His talk takes place on Monday, December 3, 2018 at 13:00 in room A113.
Jiří Schimmel has been a doctoral student in the Department of Telecommunications of FEEC BUT since 1999. In 2006 he defends his doctoral thesis on the topic “Audio Effect Synthesis Using Non-Linear Signal Processing” and in 2016 habilitation thesis on “New Methods of Spatial Audio Coding and Rendering”. His professional scientific activity is focused on the research in the area of digital audio signal processing, on the research and development of real-time signal processing systems and multi-channel sound systems. He also cooperates with interior and foreign companies (C-Mexx, DFM, Audified).

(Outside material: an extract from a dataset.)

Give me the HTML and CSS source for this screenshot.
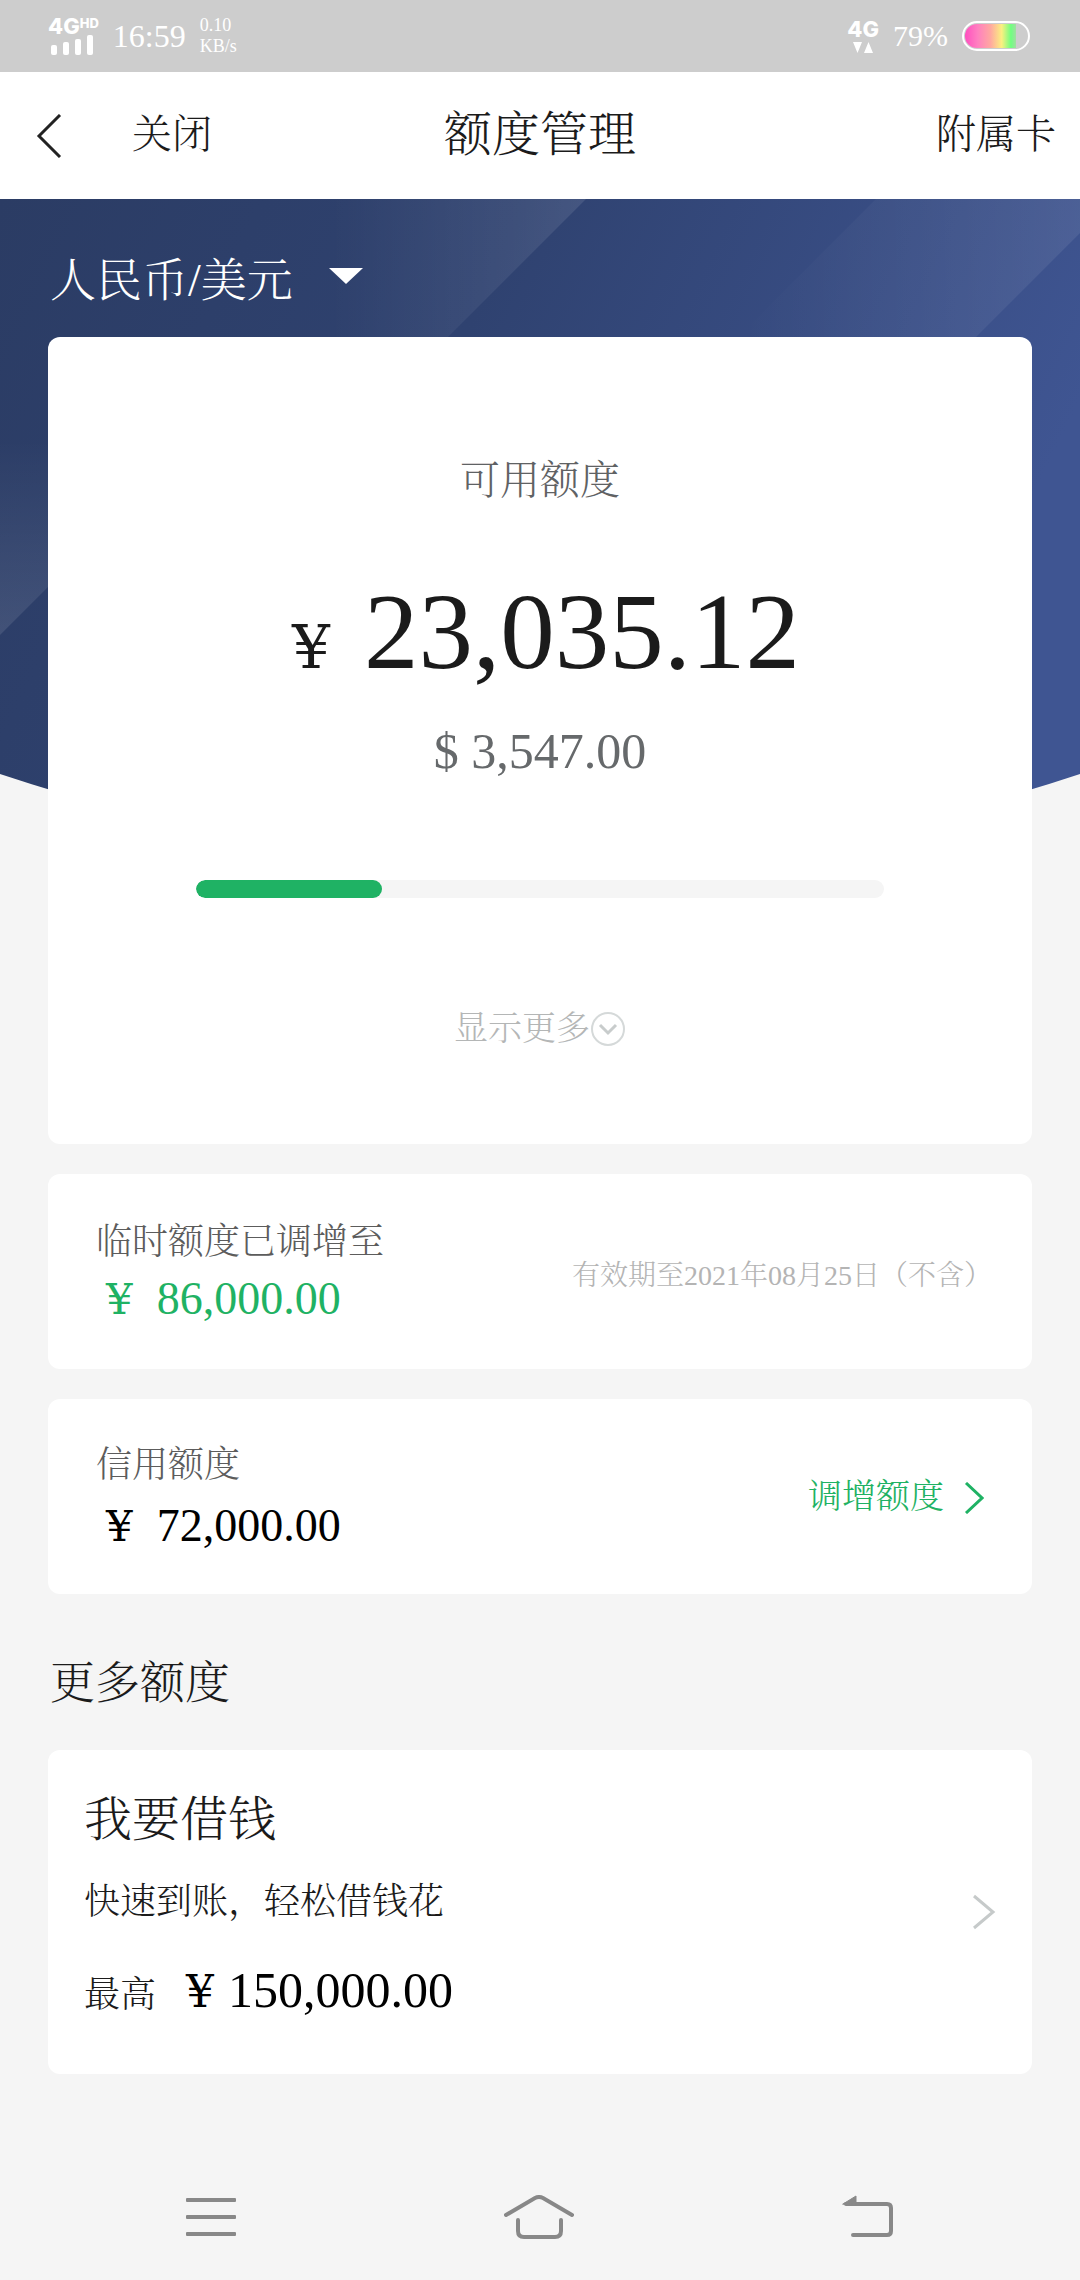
FILE: index.html
```html
<!DOCTYPE html>
<html lang="zh-CN">
<head>
<meta charset="utf-8">
<meta name="viewport" content="width=device-width, initial-scale=1">
<title>额度管理</title>
<link rel="stylesheet" href="styles.css">
</head>
<body>
<div class="status">
  <div class="status-side">
    <div class="signal">
      <span class="net">4G<sup>HD</sup></span>
      <svg width="44" height="20" viewBox="0 0 44 20" fill="#fff"><rect x="0" y="10" width="6" height="10" rx="2"/><rect x="12" y="7" width="6" height="13" rx="2"/><rect x="24" y="4" width="6" height="16" rx="2"/><rect x="36" y="0" width="6" height="20" rx="2"/></svg>
    </div>
    <span class="clock">16:59</span>
    <span class="speed">0.10<br>KB/s</span>
  </div>
  <div class="status-side">
    <div class="data">
      <span class="net">4G</span>
      <svg width="20" height="11" viewBox="0 0 20 11" fill="#fff"><path d="M0 0h9L4.500 11zM11 11h9L15.500 0z"/></svg>
    </div>
    <span class="percent">79%</span>
    <svg width="68" height="30" viewBox="0 0 68 30">
      <defs><linearGradient id="charge"><stop offset="0" stop-color="#ff4fc0"/><stop offset=".25" stop-color="#ff80c0"/><stop offset=".5" stop-color="#ffa8a0"/><stop offset=".72" stop-color="#fbf080"/><stop offset=".9" stop-color="#70ff80"/><stop offset="1" stop-color="#a0e0a0"/></linearGradient></defs>
      <rect x="1" y="1" width="66" height="28" rx="14" fill="none" stroke="#fff" stroke-width="2"/>
      <path d="M15 3H54V27H15A12 12 0 0 1 15 3z" fill="url(#charge)"/>
    </svg>
  </div>
</div>

<header class="topbar">
  <div class="topbar-left">
    <button class="plain" type="button" aria-label="返回"><svg width="26" height="44" viewBox="0 0 26 44" fill="none" stroke="#222" stroke-width="3"><path d="M24 1L3 22L24 43"/></svg></button>
    <button class="plain topbar-text" type="button">关闭</button>
  </div>
  <h1 class="topbar-text">额度管理</h1>
  <a class="topbar-text topbar-right" href="#cards">附属卡</a>
</header>

<main>
  <svg class="backdrop" viewBox="0 0 1080 670" preserveAspectRatio="none" aria-hidden="true">
    <defs>
      <linearGradient id="base" x1="0" y1="0" x2="1" y2=".3"><stop offset="0" stop-color="#2b3c64"/><stop offset=".45" stop-color="#2f4270"/><stop offset="1" stop-color="#3f5592"/></linearGradient>
      <linearGradient id="ray-top" gradientUnits="userSpaceOnUse" x1="330" y1="0" x2="586" y2="0"><stop offset="0" stop-color="#fff" stop-opacity="0"/><stop offset="1" stop-color="#fff" stop-opacity=".1"/></linearGradient>
      <linearGradient id="ray-left" gradientUnits="userSpaceOnUse" x1="0" y1="240" x2="0" y2="430"><stop offset="0" stop-color="#fff" stop-opacity="0"/><stop offset="1" stop-color="#fff" stop-opacity=".1"/></linearGradient>
      <linearGradient id="ray-right" gradientUnits="userSpaceOnUse" x1="740" y1="0" x2="1080" y2="0"><stop offset="0" stop-color="#fff" stop-opacity="0"/><stop offset="1" stop-color="#fff" stop-opacity=".08"/></linearGradient>
      <clipPath id="dome"><path d="M0 0H1080V575Q540 755 0 575z"/></clipPath>
    </defs>
    <g clip-path="url(#dome)">
      <path d="M0 0H1080V670H0z" fill="url(#base)"/>
      <path d="M330 0H586L330 256z" fill="url(#ray-top)"/>
      <path d="M0 240H196L0 436z" fill="url(#ray-left)"/>
      <path d="M876 0H1080V34L740 374V136z" fill="url(#ray-right)"/>
    </g>
  </svg>

  <button class="currency plain" type="button">人民币/美元
    <svg width="34" height="16" viewBox="0 0 34 16" fill="#fff"><path d="M0 0H34L17 16z"/></svg>
  </button>

  <section class="card summary" id="cards">
    <h2 id="avail">可用额度</h2>
    <p class="total"><span class="yen">¥</span><span>23,035.12</span></p>
    <p class="usd">$ 3,547.00</p>
    <progress value="27" max="100" aria-labelledby="avail"></progress>
    <button class="more plain" type="button">显示更多<svg width="36" height="36" viewBox="0 0 36 36" fill="none" stroke="#d5d9d9" stroke-width="2"><circle cx="18" cy="18" r="16"/><path d="M10 14l8 8l8-8" stroke="#c8cccc" stroke-width="3"/></svg></button>
  </section>

  <section class="card limit">
    <div>
      <h3>临时额度已调增至</h3>
      <p class="amount green"><span class="yen">¥</span><span>86,000.00</span></p>
    </div>
    <span class="date">有效期至2021年08月25日（不含）</span>
  </section>

  <section class="card limit limit-credit">
    <div>
      <h3>信用额度</h3>
      <p class="amount"><span class="yen">¥</span><span>72,000.00</span></p>
    </div>
    <a class="raise" href="#raise"><span>调增额度</span><svg width="20" height="32" viewBox="0 0 20 32" fill="none" stroke="#1fb264" stroke-width="3"><path d="M2 1L18 16L2 31"/></svg></a>
  </section>

  <h2 class="section-title">更多额度</h2>
  <a class="card loan" id="loan" href="#loan">
    <div>
      <h3>我要借钱</h3>
      <p class="note">快速到账，轻松借钱花</p>
      <p class="max"><span class="max-label">最高</span><span class="yen">¥</span><span>150,000.00</span></p>
    </div>
    <svg width="24" height="36" viewBox="0 0 24 36" fill="none" stroke="#c6caca" stroke-width="3"><path d="M2 2L21 18L2 34"/></svg>
  </a>
</main>

<nav class="sysnav">
  <button class="plain" type="button" aria-label="菜单"><svg width="50" height="40" viewBox="0 0 50 40" fill="#888"><rect y="1" width="50" height="4" rx="1"/><rect y="18" width="50" height="4" rx="1"/><rect y="35" width="50" height="4" rx="1"/></svg></button>
  <button class="plain" type="button" aria-label="主屏幕"><svg width="70" height="44" viewBox="0 0 70 44" fill="none" stroke="#888" stroke-width="4" stroke-linecap="round"><path d="M2 20L31 3Q35 1 39 3L68 20M14 25V36Q14 42 20 42H51Q57 42 57 36V25"/></svg></button>
  <button class="plain" type="button" aria-label="后退"><svg width="52" height="44" viewBox="0 0 52 44" fill="none" stroke="#888" stroke-width="4" stroke-linecap="round"><path d="M4 9H45Q49 9 49 13V36Q49 40 45 40H11"/><path d="M1 9L14 1V9z" fill="#888" stroke-width="1"/></svg></button>
</nav>
</body>
</html>
```
FILE: styles.css
```css
* { box-sizing: border-box; }

body {
  margin: 0;
  min-height: 100vh;
  display: flex;
  flex-direction: column;
  background: #f5f5f5;
  color: #1b1b1b;
  font-family: "Liberation Serif", "Noto Serif CJK SC", "Noto Sans CJK SC", serif;
  font-weight: 300;
}

h1, h2, h3, p { margin: 0; font-weight: 300; }
a { color: inherit; text-decoration: none; }
svg { display: block; flex: none; }

.plain {
  padding: 0;
  border: 0;
  background: none;
  color: inherit;
  font: inherit;
}

.yen { font-family: "DejaVu Serif", serif; line-height: 1; }

/* Status bar */
.status {
  height: 72px;
  padding: 0 50px 0 48px;
  display: flex;
  align-items: center;
  justify-content: space-between;
  background: #cdcdcd;
  color: #fff;
}
.status-side { display: flex; align-items: center; gap: 14px; }
.signal, .data { display: flex; flex-direction: column; align-items: center; }
.net {
  display: flex;
  font: 800 22px/18px Inter, "Liberation Sans", sans-serif;
}
.net sup { font-size: 13px; line-height: 12px; }
.data { gap: 4px; }
.clock { font-size: 32px; line-height: 40px; }
.speed { font-size: 18px; line-height: 21px; }
.percent { font-size: 30px; line-height: 36px; }

/* Title bar */
.topbar {
  height: 127px;
  padding: 0 24px;
  display: grid;
  grid-template-columns: 1fr auto 1fr;
  align-items: center;
  background: #fff;
  font-size: 40px;
}
.topbar-left { padding-left: 12px; display: flex; align-items: center; gap: 70px; }
.topbar .topbar-text { padding-bottom: 10px; }
.topbar h1 { font-size: 48px; }
.topbar-right { justify-self: end; }

/* Content */
main {
  position: relative;
  flex: 1;
  padding: 0 48px 80px;
}
.backdrop {
  position: absolute;
  top: 0;
  left: 0;
  z-index: -1;
  width: 100%;
  height: 670px;
}
.currency {
  height: 138px;
  padding: 16px 0 0 2px;
  display: flex;
  align-items: center;
  gap: 36px;
  color: #fff;
  font-size: 46px;
}

.card {
  display: flex;
  align-items: center;
  justify-content: space-between;
  margin-bottom: 30px;
  border-radius: 12px;
  background: #fff;
}

.summary { flex-direction: column; padding: 121px 0 92px; }
.summary h2 { color: #5f6264; font-size: 40px; line-height: 46px; }
.total {
  margin-top: 68px;
  padding-left: 12px;
  display: flex;
  align-items: baseline;
  gap: 34px;
  font-size: 109px;
  line-height: 120px;
}
.total .yen { font-size: 60px; }
.usd { margin-top: 29px; color: #66696b; font-size: 50px; line-height: 60px; }

progress {
  appearance: none;
  width: 70%;
  height: 18px;
  margin-top: 99px;
  border: 0;
  border-radius: 9px;
  overflow: hidden;
  background: #f5f5f5;
}
progress::-webkit-progress-bar { background: #f5f5f5; }
progress::-webkit-progress-value { border-radius: 9px; background: #1fb264; }

.more {
  margin-top: 108px;
  display: flex;
  align-items: center;
  color: #b4b6b6;
  font-size: 34px;
  line-height: 46px;
}

.limit { padding: 46px 48px 43px; }
.limit h3 { color: #5c5c5c; font-size: 36px; line-height: 44px; }
.amount {
  margin-top: 8px;
  padding-left: 10px;
  display: flex;
  align-items: baseline;
  gap: 24px;
  color: #000;
  font-size: 46px;
  line-height: 54px;
}
.amount .yen { font-size: 42px; }
.amount.green { color: #1fb264; }
/* The closing full-width bracket hangs into the card padding */
.date { margin-right: -8px; color: #b4b4b4; font-size: 28px; }
.limit-credit { padding-top: 44px; padding-bottom: 41px; }
.limit-credit .amount { margin-top: 12px; }
.raise { display: flex; align-items: center; gap: 20px; color: #1fb264; font-size: 34px; }
.raise span { padding-bottom: 10px; }

.section-title { margin: 60px 0 36px; padding-left: 2px; font-size: 45px; line-height: 60px; }
.loan { margin-bottom: 0; padding: 40px 36px; }
.loan div { padding-bottom: 14px; }
.loan h3 { font-size: 48px; line-height: 60px; }
.note { margin-top: 30px; font-size: 36px; line-height: 44px; }
.max {
  margin-top: 36px;
  display: flex;
  align-items: baseline;
  color: #000;
  font-size: 50px;
  line-height: 60px;
}
.max-label { margin-right: 30px; color: #1b1b1b; font-size: 36px; line-height: 44px; }
.max .yen { margin-right: 14px; font-size: 44px; }

/* System navigation */
.sysnav {
  height: 126px;
  padding: 0 186px;
  display: flex;
  align-items: center;
  justify-content: space-between;
}
```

Spatial Audio Coding Using Ambisonic
Ambisonic is a mathematically based acoustic signal processing technology that attempts to capture and reproduce information from a complete three-dimensional sound field, including the exact localization of each sound source and the environmental characteristics of the field. Basically this is a simplified solution of the wave equation for the progressive convergent spherical wave using spherical harmonic decomposition of the wave field. Theory and technologies related to ambisonic were developed already in the 1970s but its real-time use has been enabled by modern computing technologies. The output of the coding process are so-called ambisonic components whose number determines the order of the ambisonic as well as accuracy of the encoding and the subsequent reconstruction of the sound field. There are two ways how to obtain the ambisonic components – encoding sound object and capture the sound field using 3D microphone. The encoding process is based on finding weighting factors of ambisonic components according to the position of an audio object. For the 3D sound field capture a set of microphones is used that form virtual 3D microphone whose components are identical to the ambisonic components. The decoding process is based on reconstruction of the sound filed using several sound sources (loudspeakers) which supposes further simplifications. Although the sound field is mathematically fully described in ambisonic, there are still many problems that need to be addressed in its practical use.
His talk takes place on Tuesday, October 2, 2018 at 13:00 in room A113.